→ **INSTRUCTION**
Leave the pictures out and quote every line from the start of the listing to the line with "import React from", inclusive.

→ **INFORMATION SUPPLIED**
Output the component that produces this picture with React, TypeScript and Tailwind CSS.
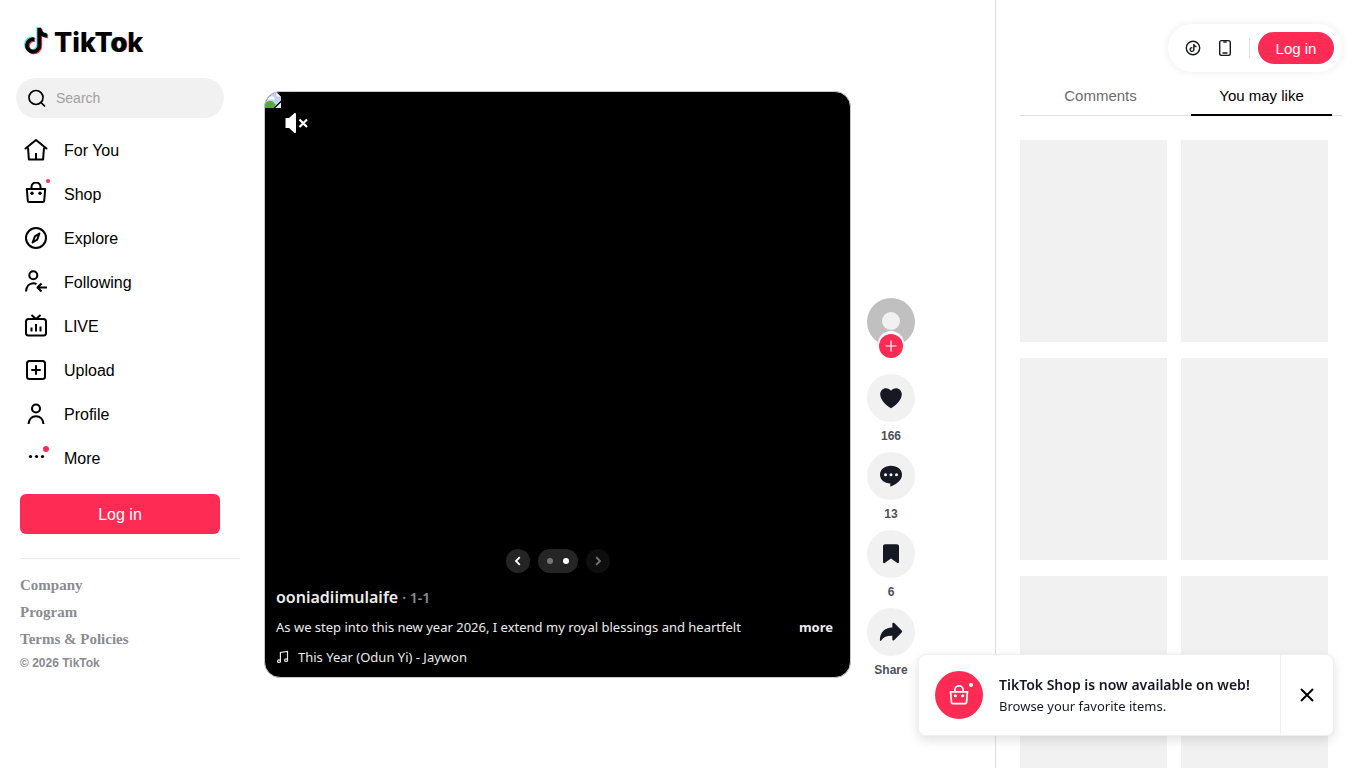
import React from "react";

const NOTE =
  "M12.525.02c1.31-.02 2.61-.01 3.91-.02.08 1.53.63 3.09 1.75 4.17 1.12 1.11 2.7 1.62 4.24 1.79v4.03c-1.44-.05-2.89-.35-4.2-.97-.57-.26-1.1-.59-1.62-.93-.01 2.92.01 5.84-.02 8.75-.08 1.4-.54 2.79-1.35 3.94-1.31 1.92-3.58 3.17-5.91 3.21-1.43.08-2.86-.31-4.08-1.03-2.02-1.19-3.44-3.37-3.65-5.71-.02-.5-.03-1-.01-1.49.18-1.9 1.12-3.72 2.58-4.96 1.66-1.44 3.98-2.13 6.15-1.72.02 1.48-.04 2.96-.04 4.44-.99-.32-2.15-.23-3.02.37-.63.41-1.11 1.04-1.36 1.75-.21.51-.15 1.07-.14 1.61.24 1.64 1.82 3.02 3.5 2.87 1.12-.01 2.19-.66 2.77-1.61.19-.33.4-.67.41-1.06.1-1.79.06-3.57.07-5.36.01-4.03-.01-8.05.02-12.07z";

const LOGO_NOTE = "M10.500 13.300a6.200 6.200 0 1 0 5.100 6.100V2c.4 4.500 3.200 7.200 7.800 7.500";

function Stroke({ children, width = 2 }: { children: React.ReactNode; width?: number }) {
  return (
    <svg
      className="size-6"
      viewBox="0 0 24 24"
      fill="none"
      stroke="currentColor"
      strokeWidth={width}
      strokeLinecap="round"
      strokeLinejoin="round"
      aria-hidden="true"
    >
      {children}
    </svg>
  );
}

function BagShape() {
  return (
    <>
      <path d="M2.800 8.500h18.400l-1 11.700a1.400 1.400 0 0 1-1.400 1.300H5.200a1.400 1.400 0 0 1-1.400-1.300z" />
      <path d="M7.500 8.500V6.500a4.500 4.500 0 0 1 9 0v2" />
      <circle cx="8" cy="12.800" r="1.700" fill="currentColor" stroke="none" />
      <circle cx="16" cy="12.800" r="1.700" fill="currentColor" stroke="none" />
    </>
  );
}

const navItems: { label: string; icon: React.ReactNode; dot?: "small" | "large" }[] = [
  {
    label: "For You",
    icon: (
      <Stroke>
        <path d="M1.500 10.500 12 2l10.500 8.500" />
        <path d="M4 9.500 4.900 21.500h14.200L20 9.500M12 15v6" strokeLinecap="butt" />
      </Stroke>
    ),
  },
  { label: "Shop", icon: <Stroke><g transform="translate(0 -1.500)"><BagShape /></g></Stroke>, dot: "small" },
  {
    label: "Explore",
    icon: (
      <Stroke>
        <circle cx="12" cy="12" r="10" />
        <path d="m15.400 7.500-4.500 2.800-2.300 6.200 4.600-2.800z" />
      </Stroke>
    ),
  },
  {
    label: "Following",
    icon: (
      <Stroke width={2.100}>
        <circle cx="9.300" cy="5.300" r="4" />
        <path d="M2 21.500c.4-5.200 3.400-8.200 7.300-8.200 1.200 0 2.300.3 3.200.8M23 17.500h-9M17.500 13.500l-4 4 4 4" strokeLinecap="butt" />
      </Stroke>
    ),
  },
  {
    label: "LIVE",
    icon: (
      <Stroke>
        <rect x="2" y="5" width="20" height="16.500" rx="2.500" />
        <path d="m7.500 1 4.500 4 4.500-4M7.500 13.500v4M12 10v7.500M16.500 12.500v5" strokeLinecap="butt" />
      </Stroke>
    ),
  },
  {
    label: "Upload",
    icon: (
      <Stroke>
        <rect x="3" y="3" width="18" height="18" rx="2.500" />
        <path d="M12 8v8M8 12h8" />
      </Stroke>
    ),
  },
  {
    label: "Profile",
    icon: (
      <Stroke width={2.100}>
        <circle cx="12" cy="6.500" r="4" />
        <path d="M4.500 22c.4-5 3.600-7.800 7.500-7.800s7.100 2.800 7.500 7.800" strokeLinecap="butt" />
      </Stroke>
    ),
  },
  {
    label: "More",
    icon: (
      <svg className="size-6" viewBox="0 0 24 24" aria-hidden="true">
        <circle cx="6.500" cy="10.500" r="1.600" />
        <circle cx="12.500" cy="10.500" r="1.600" />
        <circle cx="18.500" cy="10.500" r="1.600" />
      </svg>
    ),
    dot: "large",
  },
];

function Sidebar() {
  return (
    <aside className="flex w-60 shrink-0 flex-col pt-6">
      <a href="#" aria-label="TikTok" className="ml-6 flex h-[34px] items-center gap-1">
        <svg className="h-[30px] w-[26px]" viewBox="0 0 26 30" fill="none" strokeWidth="3.800" strokeLinejoin="bevel" aria-hidden="true">
          <path d={LOGO_NOTE} stroke="#25f4ee" transform="translate(-1.300 -0.800)" />
          <path d={LOGO_NOTE} stroke="#fe2c55" transform="translate(0.700 0.800)" />
          <path d={LOGO_NOTE} stroke="#000" transform="translate(-0.300 0)" />
        </svg>
        <span className="pt-1 font-[Inter,sans-serif] text-[27px] leading-8 font-extrabold">
          TikT<span className="[text-shadow:-1px_0_0_#25f4ee,1px_0_0_#fe2c55]">o</span>k
        </span>
      </a>
      <label className="mx-4 mt-5 flex h-10 items-center gap-2 rounded-full bg-[#f1f1f1] px-2">
        <Stroke width={1.700}>
          <circle cx="12" cy="11.500" r="7" />
          <path d="m17 16.500 3.500 3.500" />
        </Stroke>
        <input
          type="search"
          aria-label="Search"
          placeholder="Search"
          className="min-w-0 flex-1 bg-transparent text-sm outline-none placeholder:text-[#a0a0a0]"
        />
      </label>
      <nav className="mt-2.5">
        {navItems.map((item) => (
          <a key={item.label} href="#" className="flex h-11 items-center gap-4 pl-6 text-base">
            <span className="relative">
              {item.icon}
              {item.dot === "small" && <span className="absolute -top-[3px] -right-0.5 size-1 rounded-full bg-[#fe2c55]" />}
              {item.dot === "large" && <span className="absolute top-0 -right-px size-1.5 rounded-full bg-[#fe2c55]" />}
            </span>
            <span className="pt-0.5">{item.label}</span>
          </a>
        ))}
      </nav>
      <button className="mx-5 mt-3.5 h-10 rounded-md bg-[#fe2c55] pt-0.5 text-base text-white">Log in</button>
      <footer className="mt-6 ml-5 border-t border-[#ececec] pt-[13px] text-[#8a8b91]">
        <ul className="font-['Liberation_Serif',serif] text-[15px] leading-[27px] font-bold">
          <li><a href="#">Company</a></li>
          <li><a href="#">Program</a></li>
          <li><a href="#">Terms &amp; Policies</a></li>
        </ul>
        <p className="text-xs leading-5 font-bold">© 2026 TikTok</p>
      </footer>
    </aside>
  );
}

function BrokenImage() {
  return (
    <svg className="size-4" viewBox="0 0 16 16" role="img" aria-label="Photo">
      <path d="M0 0h11l5 5v11H0z" fill="#c4d5f5" />
      <path d="M11 0v5h5z" fill="#fff" stroke="#b5b5b5" strokeWidth="0.600" />
      <path d="M3 7.500c0-2 1.500-2 2-2.500 2-1.500 4-.5 4 1 1 .2 1 1.500 0 1.500z" fill="#fff" />
      <path d="M0 16v-4c3-4 7-4 9-1l2 2-3 3z" fill="#55a946" />
      <path d="M8.500 16 16 8.500v2L10.500 16z" fill="#000" />
      <path d="M10.500 16l5.500-5.500V16z" fill="#e8eef9" />
    </svg>
  );
}

function Player() {
  return (
    <article className="flex aspect-square min-w-0 flex-1 flex-col overflow-hidden rounded-2xl border border-[#c8c8c8] bg-black text-white">
      <BrokenImage />
      <button aria-label="Unmute" className="mt-px ml-5 w-6">
        <svg className="h-7 w-6" viewBox="0 0 24 28" aria-hidden="true">
          <path d="M0.500 9H4l5.300-4.800c.7-.6 1.700-.2 1.700.8v18c0 1-1 1.400-1.700.8L4 19H.5z" fill="#fff" />
          <path d="m14.500 10.500 7.500 7.500m0-7.500-7.500 7.500" stroke="#fff" strokeWidth="2.200" />
        </svg>
      </button>
      <div className="mt-auto flex justify-center gap-2">
        <button aria-label="Previous photo" className="flex size-6 items-center justify-center rounded-full bg-[#252525]">
          <svg className="size-3" viewBox="0 0 12 12" fill="none" stroke="#fff" strokeWidth="1.800" aria-hidden="true"><path d="M7.800 2.200 4 6l3.800 3.800" /></svg>
        </button>
        <div className="flex h-6 w-10 items-center justify-center gap-2.5 rounded-full bg-[#252525]">
          <span className="size-1.5 rounded-full bg-[#777]" />
          <span className="size-1.5 rounded-full bg-white" />
        </div>
        <button disabled aria-label="Next photo" className="flex size-6 items-center justify-center rounded-full bg-[#0e0e0e]">
          <svg className="size-3" viewBox="0 0 12 12" fill="none" stroke="#777" strokeWidth="1.800" aria-hidden="true"><path d="M4.200 2.200 8 6 4.200 9.800" /></svg>
        </button>
      </div>
      <div className="px-[11px] pt-3 pb-2 font-['Noto_Sans','Open_Sans',sans-serif] text-[#ececec]">
        <h1 className="flex items-baseline gap-1 text-base leading-6 font-semibold">
          <a href="#">ooniadiimulaife</a>
          <span className="text-sm text-[#8c8c8c]">· 1-1</span>
        </h1>
        <div className="mt-1.5 flex items-center justify-between pr-1.5 text-[13px] leading-6">
          <p>As we step into this new year 2026, I extend my royal blessings and heartfelt</p>
          <button className="text-[13px] font-bold">more</button>
        </div>
        <a href="#" className="mt-1.5 flex items-center gap-2 text-[13px] leading-6">
          <svg className="size-3.5" viewBox="0 0 14 14" fill="none" stroke="currentColor" strokeWidth="1.200" aria-hidden="true">
            <path d="M4.400 11V2.500L11.500 1.500V10" />
            <ellipse cx="3" cy="11.200" rx="1.500" ry="1.300" />
            <ellipse cx="10.100" cy="10.200" rx="1.500" ry="1.300" />
          </svg>
          This Year (Odun Yi) - Jaywon
        </a>
      </div>
    </article>
  );
}

const actions: { label: string; name: string; icon: React.ReactNode }[] = [
  {
    name: "Like",
    label: "166",
    icon: <path d="M12 22.300C8 20 1.200 14.500 1.200 8.300 1.200 4.800 3.800 2.200 7 2.200c2 0 3.900 1 5 2.600 1.100-1.600 3-2.600 5-2.600 3.200 0 5.800 2.600 5.800 6.100 0 6.200-6.800 11.700-10.800 14z" />,
  },
  {
    name: "Comments",
    label: "13",
    icon: (
      <>
        <path d="M12 1.800C5.700 1.800 1 5.600 1 10.800s4.500 8.600 10.300 8.700v3.200c5.500-2.200 11.700-6.200 11.700-12 0-5.200-4.700-8.900-11-8.900z" />
        <circle cx="6.500" cy="10.700" r="1.500" fill="#fff" />
        <circle cx="12" cy="10.700" r="1.500" fill="#fff" />
        <circle cx="17.500" cy="10.700" r="1.500" fill="#fff" />
      </>
    ),
  },
  {
    name: "Save",
    label: "6",
    icon: <path d="M4 4.300C4 3 5 2.300 6.200 2.300h11.600c1.200 0 2.200.7 2.200 2v15.800c0 .9-.9 1.400-1.600.8L12 16.500l-6.400 4.400c-.7.600-1.600.1-1.600-.8z" />,
  },
  {
    name: "Share",
    label: "Share",
    icon: <path d="M13.300 4c0-1.200 1.100-1.700 2-1l7.400 7.600c.6.600.6 1.300 0 1.900l-7.400 7.600c-.8.800-2 .3-2-.9v-3.400C8.500 15.600 4.500 16.800 2.200 20.500c-.5.700-1.400.4-1.300-.5C1 12.500 5.500 7.800 13.300 7.500z" />,
  },
];

function Actions() {
  return (
    <div className="flex w-12 shrink-0 flex-col items-center gap-2 self-end">
      <div className="mb-2 flex flex-col items-center">
        <a href="#" aria-label="ooniadiimulaife" className="flex size-12 items-center justify-center rounded-full bg-[#c0c0c0]">
          <span className="mb-0.5 size-[18px] rounded-full bg-[#f1f1f1]" />
        </a>
        <button
          aria-label="Follow"
          className="relative -mt-3 flex size-6 items-center justify-center rounded-full bg-[#fe2c55] shadow-[0_-2px_0_1px_#ffffff]"
        >
          <svg className="size-3" viewBox="0 0 12 12" stroke="#fff" strokeWidth="1.200" aria-hidden="true"><path d="M6 .5v11M.5 6h11" /></svg>
        </button>
      </div>
      {actions.map((action) => (
        <button key={action.name} aria-label={action.name} className="flex flex-col items-center gap-1.5">
          <span className="flex size-12 items-center justify-center rounded-full bg-[#f1f1f1]">
            <svg className="size-6 fill-[#161823]" viewBox="0 0 24 24" aria-hidden="true">{action.icon}</svg>
          </span>
          <span className="text-xs leading-4 font-bold text-[#505058]">{action.label}</span>
        </button>
      ))}
    </div>
  );
}

function RightPanel() {
  return (
    <aside className="w-[371px] shrink-0 overflow-hidden border-l border-[#dfdfdf] px-6 pt-6">
      <div className="ml-auto flex h-12 w-fit items-center rounded-full pr-2 pl-4 shadow-[0_0_8px_rgba(0,0,0,0.08)]">
        <a href="#" aria-label="Get coins">
          <svg className="size-[18px]" viewBox="0 0 18 18" aria-hidden="true">
            <circle cx="9" cy="9" r="6.700" fill="none" stroke="#161823" strokeWidth="1.400" />
            <g transform="translate(4.900 4.900) scale(0.340)"><path d={NOTE} fill="#161823" /></g>
          </svg>
        </a>
        <a href="#" aria-label="Get app" className="mr-[15px] ml-3.5">
          <svg className="size-[18px]" viewBox="0 0 18 18" fill="none" stroke="#161823" strokeWidth="1.400" aria-hidden="true">
            <rect x="3.700" y="1.600" width="10.600" height="14.800" rx="1.800" />
            <path d="M7.800 3h2.400M7 14h4" strokeLinecap="round" />
          </svg>
        </a>
        <span className="mr-2 h-5 w-px bg-[#e0e2e4]" />
        <button className="h-8 w-[76px] rounded-full bg-[#fe2c55] pt-0.5 text-[15px] text-white">Log in</button>
      </div>
      <div role="tablist" className="mt-1 grid h-10 grid-cols-2 border-b border-[#dfdfdf] text-[15px]">
        <button role="tab" aria-selected="false" className="pt-0.5 text-[#6b6b6f]">Comments</button>
        <button role="tab" aria-selected="true" className="mx-2.5 -mb-px border-b-2 border-black pt-0.5">You may like</button>
      </div>
      <div className="mt-6 grid grid-cols-2 gap-x-3.5 gap-y-4 pr-3.5">
        {[1, 2, 3, 4, 5, 6].map((n) => (
          <div key={n} className="h-[202px] bg-[#f1f1f1]" />
        ))}
      </div>
    </aside>
  );
}

function Toast() {
  return (
    <section className="fixed right-8 bottom-8 flex items-center rounded-lg border border-[#f0f0f0] bg-white font-['Noto_Sans','Open_Sans',sans-serif] shadow-[0_4px_12px_rgba(0,0,0,0.12)]">
      <div className="flex w-[361px] items-center gap-4 p-4">
        <span className="relative flex size-12 shrink-0 items-center justify-center rounded-full bg-[#fe2c55] text-white">
          <svg className="size-[22px]" viewBox="0 0 24 24" fill="none" stroke="currentColor" strokeWidth="1.900" aria-hidden="true"><BagShape /></svg>
          <span className="absolute top-3 right-2.5 size-1 rounded-full bg-white" />
        </span>
        <div className="whitespace-nowrap text-[#161823]">
          <h2 className="text-sm leading-[22px] font-semibold">TikTok Shop is now available on web!</h2>
          <p className="text-[13px] leading-5">Browse your favorite items.</p>
        </div>
      </div>
      <button aria-label="Close" className="flex w-[53px] items-center justify-center self-stretch border-l border-[#f0f0f0]">
        <svg className="size-4" viewBox="0 0 16 16" stroke="#000" strokeWidth="2" aria-hidden="true"><path d="m2 2 12 12M14 2 2 14" /></svg>
      </button>
    </section>
  );
}

export default function App() {
  return (
    <div className="flex h-screen overflow-hidden bg-white font-['Liberation_Sans',Arial,sans-serif] text-black">
      <Sidebar />
      <main className="flex min-w-0 flex-1 items-center pr-20 pl-6">
        <div className="flex min-w-0 flex-1 gap-4">
          <Player />
          <Actions />
        </div>
      </main>
      <RightPanel />
      <Toast />
    </div>
  );
}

→ **ANSWER**
Output the component that produces this picture with React, TypeScript and Tailwind CSS.
import React from "react";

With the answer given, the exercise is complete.